This week top clergymen form the Church of Uganda were nearly lynched by an irate mob while on a tour of land the church owns that has been allegedly encroached by hundreds of residents.
Soon after the harrowing incident, the church announced plans to lease out their land about 80 square kilometers dotted all over the country as way to prevent encroachment.
If ever there was a sign that things were getting out of hand it had to be this one. That residents can attack men of the cloth, pelt them with stones and threaten to send them to a fiery death, what more can be said?
"We take land for granted in Uganda because there is actually too much of it lying around. Believe it or not there is no land pressure in Uganda. Apart from the aforementioned unutilised land evidence can also be seen in how we build – mostly bungalows and how there is always idle land for encroachers to settle on....
It is a moot point but how a people handle land will determine their level of development. Because land is where all wealth is derived from. More directly it is where we grow our food, where we build our homes. Indirectly assets like shares are derived from companies, which seat on land to operate.
To the extent that your land property rights are not well defined is the extent to which you can or cannot extract value from the land.
Think of a person occupying land without a title. He will not build a permanent abode on it knowing that the rightful owner can come a long anytime and repossess. He will not cause developments like roads, water and power networks because his ownership is unsure. That means the value of the land is not rising, in fact it is depreciating since the illegal tenants are an encumbrance on the land.
In the event that the illegal tenant is foolhardy enough to invest heavily on the land, attempts to dispossess him will inevitably turn bloody as he has no recourse to the law to defend his “right” to the land.
We have somehow been blundering around with our unclear land situation for a while, but day by day issues are coming to a head as land pressures mount.
"The move by the Church of Uganda to lease out their land is confirmation of what I have always argued. That to put our land to productive use the landowners need to be compelled to do so. Church of Uganda has been compelled by the threat of encroachers to release the land to more productive entities, but I argue all land should be taxed – farm, residential, commercial and industrial...

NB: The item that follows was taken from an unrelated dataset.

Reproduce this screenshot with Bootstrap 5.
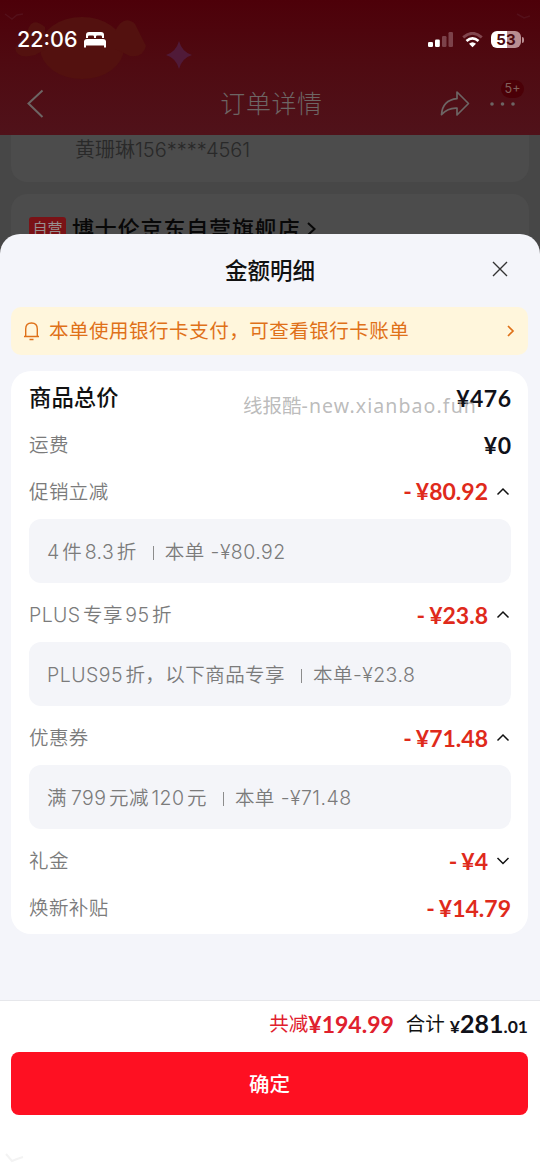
<!DOCTYPE html>
<html lang="zh-CN">
<head>
<meta charset="utf-8">
<meta name="viewport" content="width=device-width, initial-scale=1">
<title>金额明细</title>
<link rel="stylesheet" href="https://cdn.jsdelivr.net/npm/bootstrap@5.3.0/dist/css/bootstrap.min.css">
<style>
body{font-family:Inter,"Noto Sans CJK SC",sans-serif;background:#fff;overflow:hidden;line-height:1.2;color:#111}
svg{display:block;flex:none}
.phone{width:540px;height:1169px;overflow:hidden}
.behind{height:256px;background:#474747;overflow:hidden}
.top-red{height:135px;background:linear-gradient(#4d0009,#4f0a11 45%,#50121a);position:relative}
.art{position:absolute;left:0;top:0}
.statusbar{height:72px;padding:7px 16px 0 17px;position:relative;color:#fff}
.clock{font-size:21.5px;font-weight:500;letter-spacing:0}
.bed{margin-left:7px}
.batt{width:30px;height:17px;border-radius:6px;background:linear-gradient(90deg,#fff 54%,#b98d91 54%);color:#4c0a10;font-size:15px;font-weight:700;line-height:17px}
.battcap{width:2px;height:6px;border-radius:0 3px 3px 0;background:#b98d91;margin-left:1px}
.titlebar{height:63px;position:relative;color:#6d6564}
.titlebar .tt{font-size:25px;font-weight:300;letter-spacing:.6px;line-height:65px;padding-left:3px}
.dotbadge{position:absolute;left:501px;top:8px;width:23px;height:18px;border-radius:9px;background:#4b0007;color:#81605c;font-size:12.5px;line-height:18px}
.greycard{background:#4c4c4c;margin:0 11px}
.addr{height:47px;border-radius:0 0 16px 16px;padding:3px 0 0 64px;font-size:20px;font-weight:350;color:#292929}
.shop{height:80px;margin-top:12px;border-radius:16px;padding:22px 18px 0}
.selftag{width:37px;height:25px;background:#7a1216;border-radius:3px;color:#989090;font-size:15px;line-height:23px;margin-top:1px}
.shopname{font-size:22px;font-weight:500;color:#080808;letter-spacing:.85px;line-height:27px;margin-left:6px}
.sheet{margin-top:-22px;height:766px;border-radius:20px 20px 0 0;background:#f4f5fa;position:relative}
.sheethead{height:73px}
.sheethead .tt{font-size:22.5px;font-weight:500;line-height:74px}
.closer{position:absolute;left:492px;top:27px}
.notice{margin:0 12px 0 11px;height:48px;border-radius:10px;background:#fff6dc;color:#df7119;padding:0 12px}
.notice span{font-size:19.5px;letter-spacing:.52px;margin-left:9px;padding-top:2px}
.detail{margin:16px 12px 0 11px;height:563px;border-radius:20px;background:#fff;padding:4px 17px 0 18px}
.line{height:46.7px}
.line .lab{font-size:19.5px;color:#7b7b7b;font-weight:350;letter-spacing:.4px;padding-top:1px}
.line .lab.strong{font-size:22.3px;font-weight:500;color:#111;letter-spacing:.1px}
.amt{font-family:Lato,"Noto Sans CJK SC",sans-serif;font-weight:700;font-size:23px;color:#101119;padding-top:1px}
.amt.wide{letter-spacing:.5px;margin-right:-.5px}
.amt.off{color:#df2a1b}
.amt.red{color:#e0202d}
.amt i{font-style:normal;margin-right:4px}
.arrow{margin-left:8px;margin-right:1px}
.why{height:64px;margin:4px 0 8.500px;border-radius:12px;background:#f4f5f9;padding:3px 18px 0;color:#7b7b7b;font-size:19.5px;font-weight:350;letter-spacing:.45px;white-space:pre}
.num{margin:0 2.500px}
.num:first-child{margin-left:0}
.bar{width:1px;height:14px;background:#8c8c8c;margin:0 11px 0 16px}
.wm{position:absolute;left:243px;top:160px;font-family:"Noto Sans","Noto Sans CJK SC",sans-serif;font-size:19.5px;color:rgba(150,150,150,.65);white-space:nowrap}
.wm span{letter-spacing:1.1px}
.foot{height:169px;border-top:1px solid #e6e7eb;background:#fff;position:relative}
.sum{height:51px;padding:0 12px 4px}
.sum .cn{font-size:19.5px}
.sum .cn.red{color:#e0202d}
.total{margin-left:5px;line-height:30px}
.total small{font-size:17.5px}
.total b{font-size:25px;font-weight:700}
.ok{height:63px;margin:0 12px 0 11px;width:517px;border:0;border-radius:8px;background:#fe1022;color:#fff;font-size:20.5px;font-weight:500}
.ghost{position:absolute;left:5px;top:151px}
</style>
</head>
<body>
<div class="phone">
  <div class="behind">
    <header class="top-red">
      <svg class="art" width="540" height="135" viewBox="0 0 540 135">
        <g fill="#53110f"><ellipse cx="82" cy="48" rx="42" ry="31"/><path d="M115 31q9-17 20-7l11 22q-3 12-16 10l-15-7z"/><path d="M45 27q-13-11-17 3L15 48q2 12 20 7l11-6z"/></g>
        <path d="M179 41q3 11 13 14-10 3-13 14-3-11-13-14 10-3 13-14z" fill="#501a38"/>
        <path d="M5 14l7 5 5-4 6-1M517 14l7 4 6-2" fill="none" stroke="#54101a" stroke-width="1.500"/>
      </svg>
      <div class="statusbar d-flex align-items-center">
        <span class="clock">22:06</span>
        <svg class="bed" width="22" height="16" viewBox="0 0 22 16" fill="#fff"><path d="M2 6V3Q2 0 5 0h12q3 0 3 3v3h-2V4.700q0-1.200-1.200-1.200h-3.600q-1.200 0-1.200 1.200V6h-2V4.700q0-1.200-1.200-1.200H5.200Q4 3.500 4 4.700V6zM0 10q0-3 3-3h16q3 0 3 3v5.500h-2V13H2v2.500H0z"/><path d="M0 9.500h22v4H0z"/></svg>
        <div class="ms-auto d-flex align-items-center">
          <svg width="26" height="16" viewBox="0 0 26 16"><g fill="#fff"><rect y="10" width="5" height="5" rx="1.300"/><rect x="7" y="7.500" width="4.800" height="7.500" rx="1.300"/></g><g fill="#7c424a"><rect x="14" y="4" width="4.500" height="11" rx="1.200"/><rect x="20.500" width="4.500" height="15" rx="1.200"/></g></svg>
          <svg class="ms-2" width="21" height="16" viewBox="0 0 21 16" fill="none"><path d="M1.200 5.400Q10.500-2.800 19.800 5.400" stroke="#81464e" stroke-width="2.800"/><path d="M4.500 8.900Q10.500 3.700 16.500 8.900" stroke="#fff" stroke-width="2.700"/><path d="M7 11.800Q10.500 8.700 14 11.800L10.500 15.300z" fill="#fff"/></svg>
          <div class="batt ms-2 text-center">53</div><div class="battcap"></div>
        </div>
      </div>
      <div class="titlebar text-center">
        <svg class="art" width="540" height="63" viewBox="0 72 540 63" fill="none" stroke="#6d6564"><path d="M42.500 90.500L28.500 103.500l14 13.500" stroke-width="2"/><path d="M457 92l11.500 11.500L457 115v-6.800q-9-.500-15.500 6.500 1-14.500 15.500-16z" stroke-width="1.700" stroke-linejoin="round"/><g fill="#6d6564" stroke="none"><circle cx="492" cy="104" r="1.800"/><circle cx="502.500" cy="104" r="1.800"/><circle cx="513" cy="104" r="1.800"/></g></svg>
        <span class="tt">订单详情</span>
        <span class="dotbadge">5+</span>
      </div>
    </header>
    <div class="greycard addr">黄珊琳156****4561</div>
    <div class="greycard shop d-flex align-items-start">
      <span class="selftag text-center">自营</span>
      <span class="shopname">博士伦京东自营旗舰店</span>
      <svg class="mt-1 ms-1" width="12" height="18" viewBox="0 0 12 18"><path d="M3 3l6.500 6L3 15" fill="none" stroke="#080808" stroke-width="2"/></svg>
    </div>
  </div>

  <main class="sheet">
    <div class="sheethead text-center"><span class="tt">金额明细</span>
      <svg class="closer" width="16" height="16" viewBox="0 0 16 16"><path d="M1 1l14 14M15 1L1 15" stroke="#333" stroke-width="1.400"/></svg>
    </div>
    <div class="notice d-flex align-items-center">
      <svg width="17" height="20" viewBox="0 0 17 20" fill="none" stroke="#df7119" stroke-width="1.400"><path d="M1 15.500h15M2.700 15V8q0-6 5.800-6t5.800 6v7M6.500 18.500h4"/></svg>
      <span>本单使用银行卡支付，可查看银行卡账单</span>
      <svg class="ms-auto" width="10" height="14" viewBox="0 0 10 14"><path d="M2 2l5 5-5 5" fill="none" stroke="#df7119" stroke-width="1.700"/></svg>
    </div>
    <section class="detail">
      <div class="line d-flex align-items-center justify-content-between"><span class="lab strong">商品总价</span><span class="amt wide">¥476</span></div>
      <div class="line d-flex align-items-center justify-content-between"><span class="lab">运费</span><span class="amt wide">¥0</span></div>
      <div class="line d-flex align-items-center"><span class="lab me-auto">促销立减</span><span class="amt off"><i>-</i>¥80.92</span><svg class="arrow" width="14" height="10" viewBox="0 0 14 10"><path d="M1.500 7.500L7 2l5.500 5.500" fill="none" stroke="#111" stroke-width="1.500"/></svg></div>
      <div class="why d-flex align-items-center"><div><span class="num">4</span>件<span class="num">8.3</span>折</div><span class="bar"></span><div>本单 -¥80.92</div></div>
      <div class="line d-flex align-items-center"><span class="lab me-auto"><span class="num">PLUS</span>专享<span class="num">95</span>折</span><span class="amt off"><i>-</i>¥23.8</span><svg class="arrow" width="14" height="10" viewBox="0 0 14 10"><path d="M1.500 7.500L7 2l5.500 5.500" fill="none" stroke="#111" stroke-width="1.500"/></svg></div>
      <div class="why d-flex align-items-center"><div><span class="num">PLUS95</span>折，以下商品专享</div><span class="bar"></span><div>本单-¥23.8</div></div>
      <div class="line d-flex align-items-center"><span class="lab me-auto">优惠券</span><span class="amt off"><i>-</i>¥71.48</span><svg class="arrow" width="14" height="10" viewBox="0 0 14 10"><path d="M1.500 7.500L7 2l5.500 5.500" fill="none" stroke="#111" stroke-width="1.500"/></svg></div>
      <div class="why d-flex align-items-center"><div>满<span class="num ms-1">799</span>元减<span class="num">120</span>元</div><span class="bar"></span><div>本单 -¥71.48</div></div>
      <div class="line d-flex align-items-center"><span class="lab me-auto">礼金</span><span class="amt off"><i>-</i>¥4</span><svg class="arrow" width="14" height="10" viewBox="0 0 14 10"><path d="M1.500 2L7 7.500 12.500 2" fill="none" stroke="#111" stroke-width="1.500"/></svg></div>
      <div class="line d-flex align-items-center justify-content-between"><span class="lab">焕新补贴</span><span class="amt off"><i>-</i>¥14.79</span></div>
    </section>
    <div class="wm">线报酷<span>-new.xianbao.fun</span></div>
  </main>

  <footer class="foot">
    <div class="sum d-flex align-items-center justify-content-end">
      <span class="cn red">共减</span><span class="amt red">¥194.99</span>
      <span class="cn ms-2 ps-1">合计</span><span class="amt total"><small>¥</small><b>281</b><small>.01</small></span>
    </div>
    <button class="ok btn d-flex align-items-center justify-content-center p-0 pt-1">确定</button>
    <svg class="ghost" width="20" height="12" viewBox="0 0 20 12"><path d="M1 2l6 7 5-2 6-2" fill="none" stroke="#f3f3f3" stroke-width="2"/></svg>
  </footer>
</div>
<script src="https://cdn.jsdelivr.net/npm/bootstrap@5.3.0/dist/js/bootstrap.bundle.min.js"></script>
</body>
</html>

As it is now landowners are content to live their land unproductive, even in the city center, as they raise funds to develop it. In the process denying people work and the society the benefit of the products or services that would be generated if the land was activated.
Tax all land so that the owners will scratch their heads to be more productive and pay off the tax or failing to do so lease the land to more productive agents – as the Church of Uganda is doing now.
Uganda is a big coffee and tea growing nation because the colonialists compelled the farmer, using the poll and hut taxes, to grow coffee. Our forefathers did not grow coffee out of some great consensual vision but by compulsion.
"But to tax the land we need to invest in identifying and registering all the land in the country. And we need to brace ourselves for the fight from landowners, whose honeymoon will come to a crashing end and those people – read squatters, who are benefitting from the current ambiguous state of affairs...
But the tax will benefit everyone concerned.
The land owner will make more income whether he puts it to use or leases it out. Tenant will have more secure tenure. The government will see an immediate spike in revenue collections. And the economy as a whole will benefit from greater productivity.